For me, they are many things. They are a measure of how healthy my progress is, if every year I have something that I think is worthy of being presented.
They teach me that to win is beautiful, but it is much easier to lose. Every mail starting with “Thank you for taking part…” rather than with “Congratulations…” —
and the first greatly outnumber the latter — is a great opportunity to resist failure and disappointment, great enemies of doing things.
Finally, and most importantly, every recognition is mostly important because it encourages me to dive into the next project.

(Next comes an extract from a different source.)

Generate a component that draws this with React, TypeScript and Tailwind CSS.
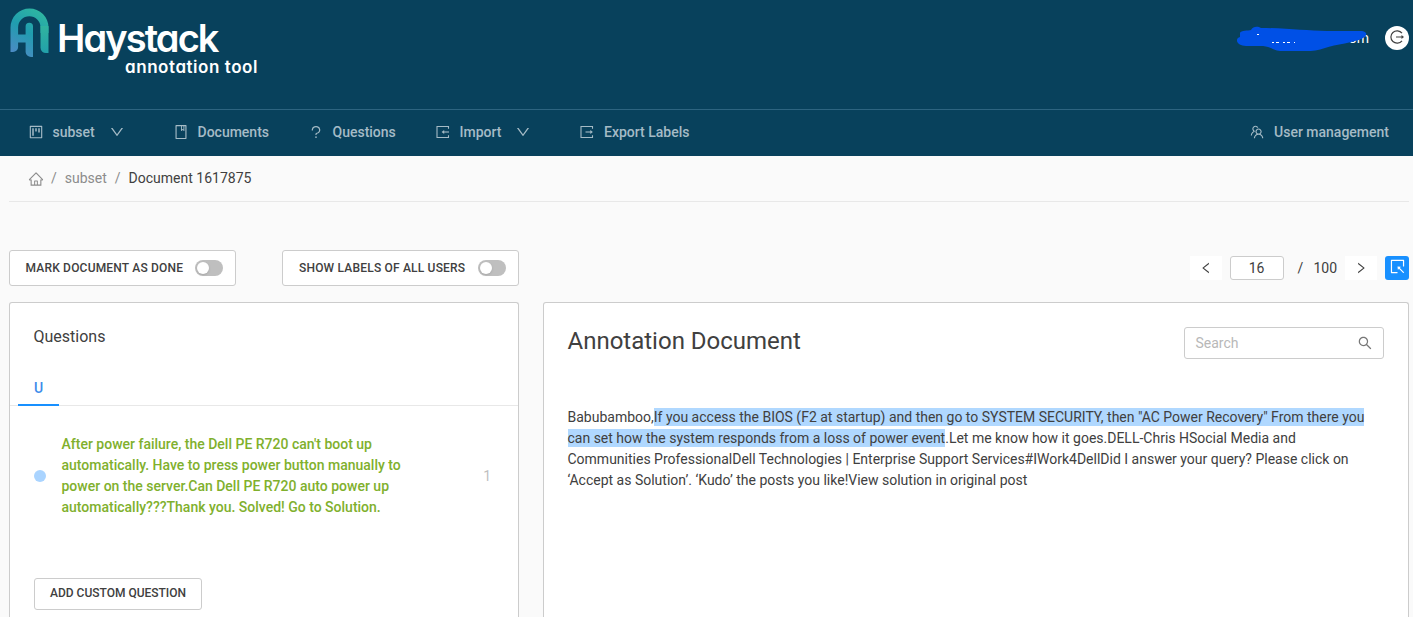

Unfinished and ongoing projects always are
the most important thing to me.
For younger photographers who admire your path, what is one lesson you believe cannot be learned from technique alone?
This is a very important question. I would say three things to a young photographer.
First, you have chosen one of the most beautiful activities in the world. But it’s not going to be easy. The crisis is real. But more real is the beauty of it.
So my first advice is: be ready to fight for it and keep going.
Second, cherish your love for the craft itself. It will be challenged, it will go up and down. But the love for the essence of the craft will be your shield,
your ship in the storms, what will allow you to overcome and follow your path. It must be protected like a small flame in the wind.
The last advice I’ll borrow from Ernest Hemingway: “Be prepared to work without applause.” This is very important. Today’s world might give the illusion
that success and recognition should come fast, should come at all, and determine your value. Not at all.
I started working in 1998 and won my first important award in 2018. Twenty years. In those twenty years I shot almost every day, all over the world.
Some of the stories and pictures I shot — for which I almost never received even just a pat on the shoulder — were some of the best I ever shot.
But I had to wait twenty years, and protect my flame without applause for twenty years, before ever walking to a podium. Give it time and enjoy the journey.